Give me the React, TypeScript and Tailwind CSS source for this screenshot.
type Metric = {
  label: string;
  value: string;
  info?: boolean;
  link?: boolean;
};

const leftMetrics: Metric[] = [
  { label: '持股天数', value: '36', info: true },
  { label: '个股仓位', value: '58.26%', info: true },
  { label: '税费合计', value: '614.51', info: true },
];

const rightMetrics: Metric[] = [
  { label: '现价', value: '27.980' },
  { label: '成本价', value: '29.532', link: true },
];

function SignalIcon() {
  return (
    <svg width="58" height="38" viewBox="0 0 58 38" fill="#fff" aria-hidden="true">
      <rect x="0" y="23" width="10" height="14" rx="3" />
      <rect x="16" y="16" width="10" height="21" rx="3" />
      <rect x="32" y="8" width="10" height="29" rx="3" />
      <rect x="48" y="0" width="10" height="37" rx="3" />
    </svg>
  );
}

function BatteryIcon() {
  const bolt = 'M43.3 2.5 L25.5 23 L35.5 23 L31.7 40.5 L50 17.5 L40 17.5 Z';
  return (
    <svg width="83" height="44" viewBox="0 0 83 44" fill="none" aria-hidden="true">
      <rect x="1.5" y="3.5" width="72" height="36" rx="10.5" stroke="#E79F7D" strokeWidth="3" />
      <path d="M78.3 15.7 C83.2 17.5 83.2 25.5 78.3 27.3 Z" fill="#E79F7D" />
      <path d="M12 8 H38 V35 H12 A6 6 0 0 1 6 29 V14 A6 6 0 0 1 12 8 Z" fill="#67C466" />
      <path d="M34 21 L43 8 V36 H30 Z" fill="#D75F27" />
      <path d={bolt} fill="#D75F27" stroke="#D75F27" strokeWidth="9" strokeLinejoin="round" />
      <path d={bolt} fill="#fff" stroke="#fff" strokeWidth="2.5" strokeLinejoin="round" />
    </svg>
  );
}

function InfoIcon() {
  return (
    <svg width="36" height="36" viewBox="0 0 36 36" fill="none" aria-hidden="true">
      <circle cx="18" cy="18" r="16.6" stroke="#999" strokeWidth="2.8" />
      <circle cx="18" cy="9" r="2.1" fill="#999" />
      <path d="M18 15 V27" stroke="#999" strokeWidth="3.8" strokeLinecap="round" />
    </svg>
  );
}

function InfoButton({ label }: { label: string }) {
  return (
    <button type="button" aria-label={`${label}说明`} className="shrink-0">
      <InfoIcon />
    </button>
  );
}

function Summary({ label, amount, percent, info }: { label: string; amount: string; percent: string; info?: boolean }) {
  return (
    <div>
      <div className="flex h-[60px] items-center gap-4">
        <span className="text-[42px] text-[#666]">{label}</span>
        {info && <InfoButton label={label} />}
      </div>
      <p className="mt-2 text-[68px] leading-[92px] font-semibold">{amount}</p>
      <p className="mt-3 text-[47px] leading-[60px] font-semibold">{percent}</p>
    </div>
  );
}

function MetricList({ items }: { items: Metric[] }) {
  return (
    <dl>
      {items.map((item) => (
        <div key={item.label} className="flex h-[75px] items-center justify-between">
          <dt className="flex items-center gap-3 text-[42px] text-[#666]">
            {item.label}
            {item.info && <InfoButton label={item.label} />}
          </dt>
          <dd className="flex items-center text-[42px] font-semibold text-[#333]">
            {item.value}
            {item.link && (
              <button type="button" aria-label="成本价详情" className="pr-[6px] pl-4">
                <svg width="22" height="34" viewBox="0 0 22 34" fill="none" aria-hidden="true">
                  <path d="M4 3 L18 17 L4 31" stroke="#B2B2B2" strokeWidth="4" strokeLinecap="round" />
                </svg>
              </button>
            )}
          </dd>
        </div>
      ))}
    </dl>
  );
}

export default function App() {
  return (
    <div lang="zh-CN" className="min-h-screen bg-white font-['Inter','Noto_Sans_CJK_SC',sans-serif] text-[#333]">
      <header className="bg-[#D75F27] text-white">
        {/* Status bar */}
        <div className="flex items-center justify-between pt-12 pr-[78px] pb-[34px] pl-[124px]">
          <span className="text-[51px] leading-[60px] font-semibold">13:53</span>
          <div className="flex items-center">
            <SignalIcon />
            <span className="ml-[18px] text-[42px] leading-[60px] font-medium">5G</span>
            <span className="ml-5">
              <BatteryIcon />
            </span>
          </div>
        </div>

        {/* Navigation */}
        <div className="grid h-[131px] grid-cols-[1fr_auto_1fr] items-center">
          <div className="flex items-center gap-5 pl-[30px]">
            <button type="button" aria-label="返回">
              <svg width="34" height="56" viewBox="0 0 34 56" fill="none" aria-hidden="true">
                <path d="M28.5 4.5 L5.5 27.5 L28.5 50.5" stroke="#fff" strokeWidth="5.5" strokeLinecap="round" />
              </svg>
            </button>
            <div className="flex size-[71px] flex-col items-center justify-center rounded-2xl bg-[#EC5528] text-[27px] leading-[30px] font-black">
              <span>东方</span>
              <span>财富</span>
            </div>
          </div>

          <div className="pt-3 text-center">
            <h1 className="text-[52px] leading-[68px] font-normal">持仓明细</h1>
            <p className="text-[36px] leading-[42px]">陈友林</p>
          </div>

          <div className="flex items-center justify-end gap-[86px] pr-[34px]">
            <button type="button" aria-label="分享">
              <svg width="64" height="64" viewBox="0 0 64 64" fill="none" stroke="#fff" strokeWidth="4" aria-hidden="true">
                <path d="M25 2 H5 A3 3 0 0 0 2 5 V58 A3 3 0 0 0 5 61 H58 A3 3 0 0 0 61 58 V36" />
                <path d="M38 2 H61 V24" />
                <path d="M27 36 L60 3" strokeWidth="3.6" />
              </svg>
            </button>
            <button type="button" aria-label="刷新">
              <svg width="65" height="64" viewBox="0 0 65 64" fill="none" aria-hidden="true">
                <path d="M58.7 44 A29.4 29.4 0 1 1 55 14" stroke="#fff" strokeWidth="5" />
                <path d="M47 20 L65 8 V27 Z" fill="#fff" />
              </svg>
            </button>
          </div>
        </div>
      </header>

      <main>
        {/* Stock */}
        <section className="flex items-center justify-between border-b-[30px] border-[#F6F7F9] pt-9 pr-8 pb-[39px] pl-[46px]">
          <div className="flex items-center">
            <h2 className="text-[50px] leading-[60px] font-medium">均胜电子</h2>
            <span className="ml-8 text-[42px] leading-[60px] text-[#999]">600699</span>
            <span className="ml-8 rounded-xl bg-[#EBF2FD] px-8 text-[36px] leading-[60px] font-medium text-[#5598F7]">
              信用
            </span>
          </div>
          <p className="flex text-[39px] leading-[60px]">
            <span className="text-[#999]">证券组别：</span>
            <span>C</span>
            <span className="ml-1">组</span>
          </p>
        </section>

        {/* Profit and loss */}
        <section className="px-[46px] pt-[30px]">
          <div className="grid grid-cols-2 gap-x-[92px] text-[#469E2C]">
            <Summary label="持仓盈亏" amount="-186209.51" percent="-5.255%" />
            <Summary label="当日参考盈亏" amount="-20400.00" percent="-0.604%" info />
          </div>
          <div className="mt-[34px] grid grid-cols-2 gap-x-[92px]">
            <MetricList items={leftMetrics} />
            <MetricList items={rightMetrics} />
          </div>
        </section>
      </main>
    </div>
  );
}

WRITTEN PROBLEM: Please reproduce every line of the material word for word.

SOLUTION FOR THIS EXERCISE:
Give me the React, TypeScript and Tailwind CSS source for this screenshot.
type Metric = {
  label: string;
  value: string;
  info?: boolean;
  link?: boolean;
};

const leftMetrics: Metric[] = [
  { label: '持股天数', value: '36', info: true },
  { label: '个股仓位', value: '58.26%', info: true },
  { label: '税费合计', value: '614.51', info: true },
];

const rightMetrics: Metric[] = [
  { label: '现价', value: '27.980' },
  { label: '成本价', value: '29.532', link: true },
];

function SignalIcon() {
  return (
    <svg width="58" height="38" viewBox="0 0 58 38" fill="#fff" aria-hidden="true">
      <rect x="0" y="23" width="10" height="14" rx="3" />
      <rect x="16" y="16" width="10" height="21" rx="3" />
      <rect x="32" y="8" width="10" height="29" rx="3" />
      <rect x="48" y="0" width="10" height="37" rx="3" />
    </svg>
  );
}

function BatteryIcon() {
  const bolt = 'M43.3 2.5 L25.5 23 L35.5 23 L31.7 40.5 L50 17.5 L40 17.5 Z';
  return (
    <svg width="83" height="44" viewBox="0 0 83 44" fill="none" aria-hidden="true">
      <rect x="1.5" y="3.5" width="72" height="36" rx="10.5" stroke="#E79F7D" strokeWidth="3" />
      <path d="M78.3 15.7 C83.2 17.5 83.2 25.5 78.3 27.3 Z" fill="#E79F7D" />
      <path d="M12 8 H38 V35 H12 A6 6 0 0 1 6 29 V14 A6 6 0 0 1 12 8 Z" fill="#67C466" />
      <path d="M34 21 L43 8 V36 H30 Z" fill="#D75F27" />
      <path d={bolt} fill="#D75F27" stroke="#D75F27" strokeWidth="9" strokeLinejoin="round" />
      <path d={bolt} fill="#fff" stroke="#fff" strokeWidth="2.5" strokeLinejoin="round" />
    </svg>
  );
}

function InfoIcon() {
  return (
    <svg width="36" height="36" viewBox="0 0 36 36" fill="none" aria-hidden="true">
      <circle cx="18" cy="18" r="16.6" stroke="#999" strokeWidth="2.8" />
      <circle cx="18" cy="9" r="2.1" fill="#999" />
      <path d="M18 15 V27" stroke="#999" strokeWidth="3.8" strokeLinecap="round" />
    </svg>
  );
}

function InfoButton({ label }: { label: string }) {
  return (
    <button type="button" aria-label={`${label}说明`} className="shrink-0">
      <InfoIcon />
    </button>
  );
}

function Summary({ label, amount, percent, info }: { label: string; amount: string; percent: string; info?: boolean }) {
  return (
    <div>
      <div className="flex h-[60px] items-center gap-4">
        <span className="text-[42px] text-[#666]">{label}</span>
        {info && <InfoButton label={label} />}
      </div>
      <p className="mt-2 text-[68px] leading-[92px] font-semibold">{amount}</p>
      <p className="mt-3 text-[47px] leading-[60px] font-semibold">{percent}</p>
    </div>
  );
}

function MetricList({ items }: { items: Metric[] }) {
  return (
    <dl>
      {items.map((item) => (
        <div key={item.label} className="flex h-[75px] items-center justify-between">
          <dt className="flex items-center gap-3 text-[42px] text-[#666]">
            {item.label}
            {item.info && <InfoButton label={item.label} />}
          </dt>
          <dd className="flex items-center text-[42px] font-semibold text-[#333]">
            {item.value}
            {item.link && (
              <button type="button" aria-label="成本价详情" className="pr-[6px] pl-4">
                <svg width="22" height="34" viewBox="0 0 22 34" fill="none" aria-hidden="true">
                  <path d="M4 3 L18 17 L4 31" stroke="#B2B2B2" strokeWidth="4" strokeLinecap="round" />
                </svg>
              </button>
            )}
          </dd>
        </div>
      ))}
    </dl>
  );
}

export default function App() {
  return (
    <div lang="zh-CN" className="min-h-screen bg-white font-['Inter','Noto_Sans_CJK_SC',sans-serif] text-[#333]">
      <header className="bg-[#D75F27] text-white">
        {/* Status bar */}
        <div className="flex items-center justify-between pt-12 pr-[78px] pb-[34px] pl-[124px]">
          <span className="text-[51px] leading-[60px] font-semibold">13:53</span>
          <div className="flex items-center">
            <SignalIcon />
            <span className="ml-[18px] text-[42px] leading-[60px] font-medium">5G</span>
            <span className="ml-5">
              <BatteryIcon />
            </span>
          </div>
        </div>

        {/* Navigation */}
        <div className="grid h-[131px] grid-cols-[1fr_auto_1fr] items-center">
          <div className="flex items-center gap-5 pl-[30px]">
            <button type="button" aria-label="返回">
              <svg width="34" height="56" viewBox="0 0 34 56" fill="none" aria-hidden="true">
                <path d="M28.5 4.5 L5.5 27.5 L28.5 50.5" stroke="#fff" strokeWidth="5.5" strokeLinecap="round" />
              </svg>
            </button>
            <div className="flex size-[71px] flex-col items-center justify-center rounded-2xl bg-[#EC5528] text-[27px] leading-[30px] font-black">
              <span>东方</span>
              <span>财富</span>
            </div>
          </div>

          <div className="pt-3 text-center">
            <h1 className="text-[52px] leading-[68px] font-normal">持仓明细</h1>
            <p className="text-[36px] leading-[42px]">陈友林</p>
          </div>

          <div className="flex items-center justify-end gap-[86px] pr-[34px]">
            <button type="button" aria-label="分享">
              <svg width="64" height="64" viewBox="0 0 64 64" fill="none" stroke="#fff" strokeWidth="4" aria-hidden="true">
                <path d="M25 2 H5 A3 3 0 0 0 2 5 V58 A3 3 0 0 0 5 61 H58 A3 3 0 0 0 61 58 V36" />
                <path d="M38 2 H61 V24" />
                <path d="M27 36 L60 3" strokeWidth="3.6" />
              </svg>
            </button>
            <button type="button" aria-label="刷新">
              <svg width="65" height="64" viewBox="0 0 65 64" fill="none" aria-hidden="true">
                <path d="M58.7 44 A29.4 29.4 0 1 1 55 14" stroke="#fff" strokeWidth="5" />
                <path d="M47 20 L65 8 V27 Z" fill="#fff" />
              </svg>
            </button>
          </div>
        </div>
      </header>

      <main>
        {/* Stock */}
        <section className="flex items-center justify-between border-b-[30px] border-[#F6F7F9] pt-9 pr-8 pb-[39px] pl-[46px]">
          <div className="flex items-center">
            <h2 className="text-[50px] leading-[60px] font-medium">均胜电子</h2>
            <span className="ml-8 text-[42px] leading-[60px] text-[#999]">600699</span>
            <span className="ml-8 rounded-xl bg-[#EBF2FD] px-8 text-[36px] leading-[60px] font-medium text-[#5598F7]">
              信用
            </span>
          </div>
          <p className="flex text-[39px] leading-[60px]">
            <span className="text-[#999]">证券组别：</span>
            <span>C</span>
            <span className="ml-1">组</span>
          </p>
        </section>

        {/* Profit and loss */}
        <section className="px-[46px] pt-[30px]">
          <div className="grid grid-cols-2 gap-x-[92px] text-[#469E2C]">
            <Summary label="持仓盈亏" amount="-186209.51" percent="-5.255%" />
            <Summary label="当日参考盈亏" amount="-20400.00" percent="-0.604%" info />
          </div>
          <div className="mt-[34px] grid grid-cols-2 gap-x-[92px]">
            <MetricList items={leftMetrics} />
            <MetricList items={rightMetrics} />
          </div>
        </section>
      </main>
    </div>
  );
}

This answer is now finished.